Havel, by then a veteran playwright well known in the West for his dissident views, spearheaded a grouping of Czechslovak intellectuals and artists who formed ”Charter 77,” which declared public support for the rockers. The tortuous details of getting all the signatories to act with concerted courage is the spine and the most fascinating section-a detailed textbook for defiance-of ”Disturbing the Peace.” The government recognized it for the declaration of war it was, and for the next 15 years Havel was in and out of prison.
In such grievous circumstances, what sustains a person? In his cell, Havel had time to contemplate the question and reduce it to a series of philosophical conclusions that, when embodied in his popular plays and linked to his surprising zest for politics, makes his selection as the nation`s president unsurprising. A sample:
”Man must in some way come to his senses. He must extricate himself from this terrible involvement in both the obvious and the hidden mechanisms of totality, from consumption to repression, from advertising to manipulation through television. He must rebel against his role as a helpless cog in the gigantic and enormous machinery hurtling God knows where.”
Not a terribly original thought but one hardened in the crucible of anti- authoritarian reform. Last weekend, Havel`s Civic Forum swept to overwhelming victory in Czechoslovakia`s first free elections in more than 40 years. Rhetoric works.
This and similar notions emerge in Havel`s letters from prison to his wife, collected in ”Letters to Olga” and published here in 1988. Though both books are translated with impressive skill by Canadian Paul Wilson, the letters seem a bit bloodless when divorced from a chronicle of how Havel transforms thought into action.
It`s hard to imagine a greater difference than the one between Havel`s hands-on political activism, firmly grounded in a conception of man`s nature in his society, and the Western view of politics that would consider permitting Lithuania to twist in the wind, would work cynically with a Marcos and a Noriega and would effectively look the other way when China slaughtered its young. The whole point of this book is to show that there is a different way.

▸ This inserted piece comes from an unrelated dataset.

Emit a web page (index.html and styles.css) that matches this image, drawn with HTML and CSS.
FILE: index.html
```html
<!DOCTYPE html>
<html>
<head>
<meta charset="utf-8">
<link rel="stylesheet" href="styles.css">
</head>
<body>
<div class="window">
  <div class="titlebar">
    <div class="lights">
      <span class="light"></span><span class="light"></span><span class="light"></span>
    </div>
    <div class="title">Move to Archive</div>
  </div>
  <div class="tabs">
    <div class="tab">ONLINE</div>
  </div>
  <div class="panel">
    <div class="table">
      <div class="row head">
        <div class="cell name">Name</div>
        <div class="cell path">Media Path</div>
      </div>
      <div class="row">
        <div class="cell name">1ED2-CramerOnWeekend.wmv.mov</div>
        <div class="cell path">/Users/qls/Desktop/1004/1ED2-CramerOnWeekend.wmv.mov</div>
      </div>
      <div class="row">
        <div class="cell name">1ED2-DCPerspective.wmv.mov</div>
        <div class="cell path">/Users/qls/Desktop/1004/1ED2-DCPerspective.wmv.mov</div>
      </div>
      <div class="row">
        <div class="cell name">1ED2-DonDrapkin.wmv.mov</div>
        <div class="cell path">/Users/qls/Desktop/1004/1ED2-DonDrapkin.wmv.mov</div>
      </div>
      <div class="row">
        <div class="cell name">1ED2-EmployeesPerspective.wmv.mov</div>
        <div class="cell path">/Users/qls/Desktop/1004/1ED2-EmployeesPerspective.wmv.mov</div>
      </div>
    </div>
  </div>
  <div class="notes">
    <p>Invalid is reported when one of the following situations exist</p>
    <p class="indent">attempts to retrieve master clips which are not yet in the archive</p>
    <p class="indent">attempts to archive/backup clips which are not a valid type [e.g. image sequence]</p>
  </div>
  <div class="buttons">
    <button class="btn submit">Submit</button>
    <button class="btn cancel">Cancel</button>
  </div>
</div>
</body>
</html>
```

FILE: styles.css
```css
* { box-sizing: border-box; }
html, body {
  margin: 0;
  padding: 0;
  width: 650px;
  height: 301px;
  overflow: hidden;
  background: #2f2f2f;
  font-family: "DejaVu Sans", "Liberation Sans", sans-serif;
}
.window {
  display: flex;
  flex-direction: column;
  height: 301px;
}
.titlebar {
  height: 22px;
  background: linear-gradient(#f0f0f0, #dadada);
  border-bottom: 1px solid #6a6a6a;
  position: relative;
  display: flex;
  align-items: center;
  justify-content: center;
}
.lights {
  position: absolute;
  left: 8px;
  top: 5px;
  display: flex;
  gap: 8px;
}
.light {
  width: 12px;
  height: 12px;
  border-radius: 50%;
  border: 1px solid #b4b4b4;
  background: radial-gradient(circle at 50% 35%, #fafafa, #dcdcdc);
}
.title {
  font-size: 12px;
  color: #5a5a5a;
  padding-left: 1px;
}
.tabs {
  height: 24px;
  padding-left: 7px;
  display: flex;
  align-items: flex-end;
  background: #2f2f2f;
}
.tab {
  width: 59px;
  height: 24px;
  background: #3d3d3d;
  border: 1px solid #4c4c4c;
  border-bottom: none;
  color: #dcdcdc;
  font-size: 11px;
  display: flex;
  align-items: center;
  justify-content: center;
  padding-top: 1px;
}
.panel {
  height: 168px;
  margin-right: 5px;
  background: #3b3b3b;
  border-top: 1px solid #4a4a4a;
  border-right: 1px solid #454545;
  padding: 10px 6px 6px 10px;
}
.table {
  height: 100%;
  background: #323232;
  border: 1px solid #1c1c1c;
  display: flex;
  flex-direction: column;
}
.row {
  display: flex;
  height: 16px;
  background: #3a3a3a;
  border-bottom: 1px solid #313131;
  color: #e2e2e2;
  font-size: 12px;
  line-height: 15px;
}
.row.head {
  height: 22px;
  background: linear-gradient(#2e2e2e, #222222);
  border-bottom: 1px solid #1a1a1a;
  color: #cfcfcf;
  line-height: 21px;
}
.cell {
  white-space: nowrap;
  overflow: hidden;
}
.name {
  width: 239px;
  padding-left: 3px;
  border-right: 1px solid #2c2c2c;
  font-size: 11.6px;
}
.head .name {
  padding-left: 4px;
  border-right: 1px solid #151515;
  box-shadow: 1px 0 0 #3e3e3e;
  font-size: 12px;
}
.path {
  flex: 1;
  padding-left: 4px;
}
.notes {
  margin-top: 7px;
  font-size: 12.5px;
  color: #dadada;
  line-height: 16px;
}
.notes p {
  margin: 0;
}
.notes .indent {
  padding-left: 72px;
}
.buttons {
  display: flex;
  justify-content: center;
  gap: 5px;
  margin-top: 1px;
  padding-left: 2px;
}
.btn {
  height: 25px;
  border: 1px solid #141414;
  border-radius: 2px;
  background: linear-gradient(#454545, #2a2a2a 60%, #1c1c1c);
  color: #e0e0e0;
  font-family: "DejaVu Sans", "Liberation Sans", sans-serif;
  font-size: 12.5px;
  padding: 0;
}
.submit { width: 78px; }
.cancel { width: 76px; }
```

It`s a sure bet, and an enormous irony, that in this country Havel would be widely viewed as an idealistic crank or a dangerous radical. He takes a dim view of capitalism in practice as ”general manipulation of people`s lives by the system (no matter how inconspicuous such manipulation may be, compared with that of the totalitarian state).” Try this for heresy:
”IBM is flooding the world with even more advanced computers, while its employees have no influence over what their product does to the human soul and to human society. They have no say in whether it enslaves or liberates mankind, whether it will save us from the apocalypse or simply bring the apocalypse closer. Such `mega-machinery` is not constructed to the measure of man.”
When Havel visited the White House, that thinking somehow didn`t come through in the press briefings.

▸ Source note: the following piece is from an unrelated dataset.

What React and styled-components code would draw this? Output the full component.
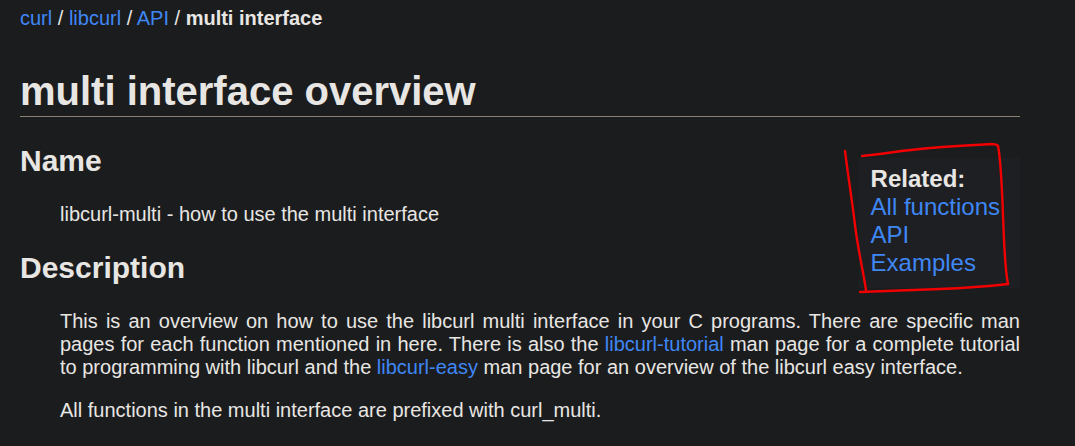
import React from 'react';
import styled, { createGlobalStyle } from 'styled-components';

const GlobalStyle = createGlobalStyle`
  html, body {
    margin: 0;
    padding: 0;
    background-color: #1b1c1e;
    color: #e8e6e3;
    font-family: "Liberation Sans", Arial, sans-serif;
    font-size: 20px;
  }
`;

const Page = styled.div`
  position: relative;
  width: 1000px;
  padding: 7px 0 0 20px;
  min-height: 439px;
`;

const Link = styled.a`
  color: #3f87f5;
  text-decoration: none;
`;

const Crumbs = styled.div`
  line-height: 23px;
`;

const Current = styled.b`
  font-weight: bold;
`;

const Title = styled.h1`
  font-size: 40px;
  line-height: 46px;
  margin: 38px 0 26.8px;
  padding-bottom: 2px;
  border-bottom: 1px solid #8a8275;
`;

const Heading = styled.h2`
  font-size: 30px;
  line-height: 34px;
  margin: 25px 0;
`;

const Text = styled.p`
  line-height: 23px;
  margin: 20px 0 20px 40px;
  text-align: ${({ justify }) => (justify ? 'justify' : 'left')};
`;

const Related = styled.div`
  float: right;
  margin-top: 14px;
  padding: 7px 20px 11px 12px;
  background-color: #1e1f22;
  font-size: 24px;
  line-height: 28px;
`;

const RelatedItem = styled.div`
  font-weight: ${({ bold }) => (bold ? 'bold' : 'normal')};
`;

const Annotation = styled.svg`
  position: absolute;
  top: 0;
  left: 0;
  pointer-events: none;
`;

const RedMarker = () => (
  <Annotation width="1075" height="446" viewBox="0 0 1075 446">
    <g fill="none" stroke="#f20000" strokeWidth="2.4" strokeLinecap="round" strokeLinejoin="round">
      <path d="M845,151 C848,175 852,200 855,225 C858,250 863,270 866,290" />
      <path d="M862,156 C890,153 905,150 930,148 C955,146 975,145 990,144 C994,144 997,144 998,146" />
      <path d="M998,146 C1001,160 1002,190 1003,215 C1004,245 1005,270 1008,284" />
      <path d="M860,292 C890,291 915,290 940,289 C965,288 990,286 1008,284" />
    </g>
  </Annotation>
);

export default function App() {
  return (
    <>
      <GlobalStyle />
      <Page>
        <Crumbs>
          <Link href="#">curl</Link> / <Link href="#">libcurl</Link> / <Link href="#">API</Link> / <Current>multi interface</Current>
        </Crumbs>
        <Title>multi interface overview</Title>
        <Related>
          <RelatedItem bold>Related:</RelatedItem>
          <RelatedItem><Link href="#">All functions</Link></RelatedItem>
          <RelatedItem><Link href="#">API</Link></RelatedItem>
          <RelatedItem><Link href="#">Examples</Link></RelatedItem>
        </Related>
        <Heading>Name</Heading>
        <Text>libcurl-multi - how to use the multi interface</Text>
        <Heading>Description</Heading>
        <Text justify>
          This is an overview on how to use the libcurl multi interface in your C programs. There are specific man
          pages for each function mentioned in here. There is also the <Link href="#">libcurl-tutorial</Link> man page for a complete tutorial
          to programming with libcurl and the <Link href="#">libcurl-easy</Link> man page for an overview of the libcurl easy interface.
        </Text>
        <Text>All functions in the multi interface are prefixed with curl_multi.</Text>
        <RedMarker />
      </Page>
    </>
  );
}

The story is by no means over. President Havel must preside over a tattered economy that needs to deal with the capitalists he so deeply suspects, and he must himself seek to ease the fractiousness between his Czech and Slovak constituencies without the common enemy of a communist regime as a rallying point.
But one chapter has been indelibly written. The novelist E.L. Doctorow summed it up last month in the ceremony marking the annual PEN/Faulkner Awards for Fiction. Assessing Havel and Hungary`s new president, Arpad Goncz, also an often-jailed dissident writer, he observed:
”The credential for the post of president turned out to be the writer`s faculty, which is the faculty of witness, of independent witness with no necessary loyalty to any institution-not the government, or the factory, or the church, or the party. Havel and Goncz both refused to lie. They were true patriots in that they refused to say that something that wasn`t true was true. . . . I know of no better qualification for a president anywhere. Total integrity, and a precious lack of political experience.”